An Advisory Panel is a group of people given the mandate to advise or recommend decisions on funding proposals and often on fund strategy too. Panel members will usually live or work in the Area of Benefit, bringing local knowledge, perspectives and ‘ownership’ over those decisions. Panel members may be appointed by named local organisations with a specific remit (such as the Community Council, Village Association or Development Trust), or from the wider community, or a mixture of both.

A Panel is a useful arrangement to put in place when the organisation that holds and governs the community benefits is either:

  • A local organisation such as a community company that is pursuing its own projects and for which it may seek support from the community benefits package (and therefore where there are considerations around separation of duties)
  • An independent third party with specialist expertise in fund management, grant-making etc. which requires a mechanism to ensure sufficient local input to and ownership over funding decisions, or
  • The renewable energy business, who wishes to retain control of aspects of community benefits package governance and administration but again requires a mechanism to ensure sufficient local input to and ownership over funding decisions.

The Panel will normally be convened and supported by the organisation that holds and governs the community benefits package.
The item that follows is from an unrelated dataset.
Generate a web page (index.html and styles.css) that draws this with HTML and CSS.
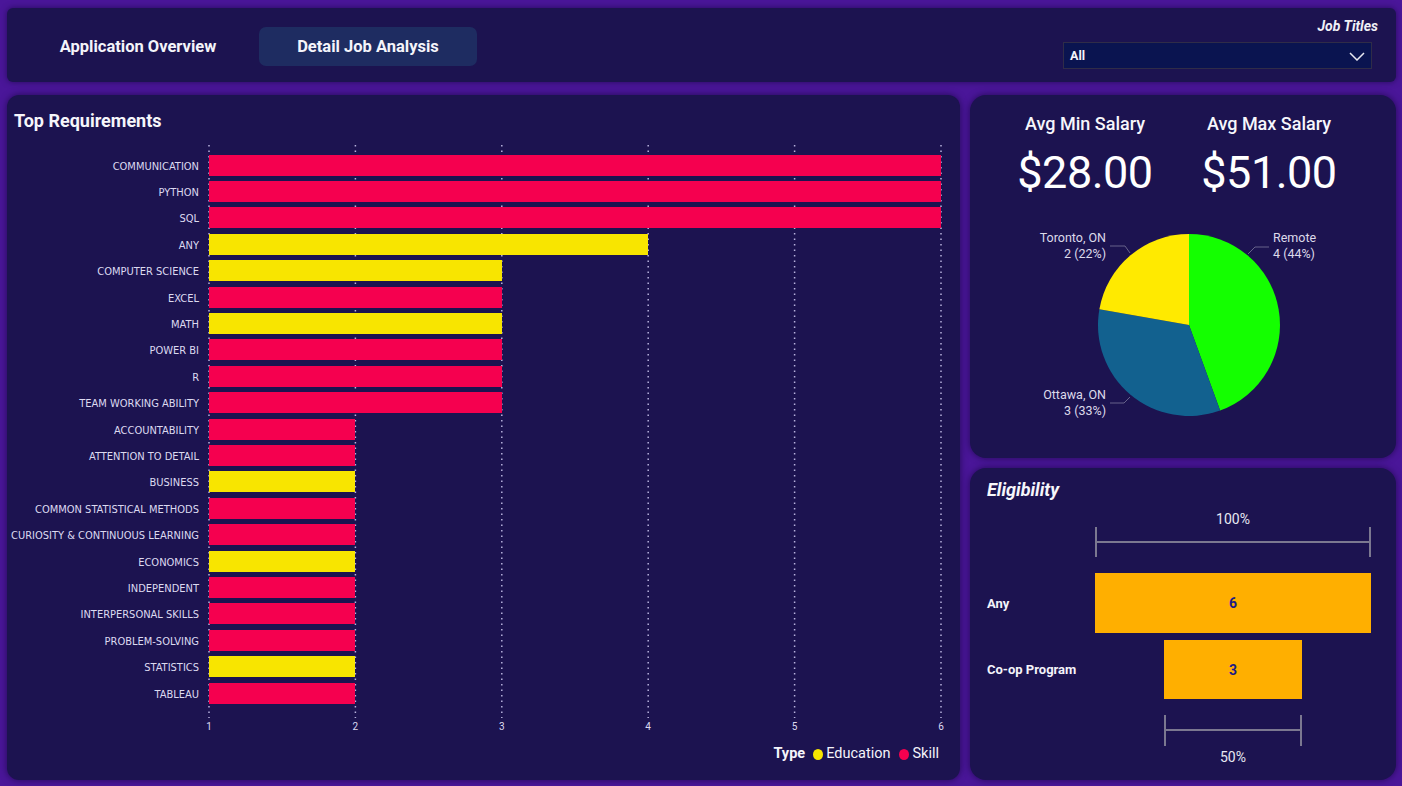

That organisation will usually be responsible for providing the Panel with an induction into their role, organising Panel meetings, providing papers for these, and so on.

The Panel itself is not a formally constituted body but should operate according to a set of rules and procedures equivalent to a governing document and comparable in levels of accountability and transparency. This document is often called a Terms of Reference. Amongst other things this details the role and remit of the Panel, its composition, and procedures for recruitment, meetings, and so on. A sample Panel Terms of Reference is available to download as part of this toolkit, along with further useful sample documents relating to Panels.

As the Panel structure is not in itself a legal entity, it does not entail the same level of regulation – and therefore reporting and administration effort – as a Company does, for example.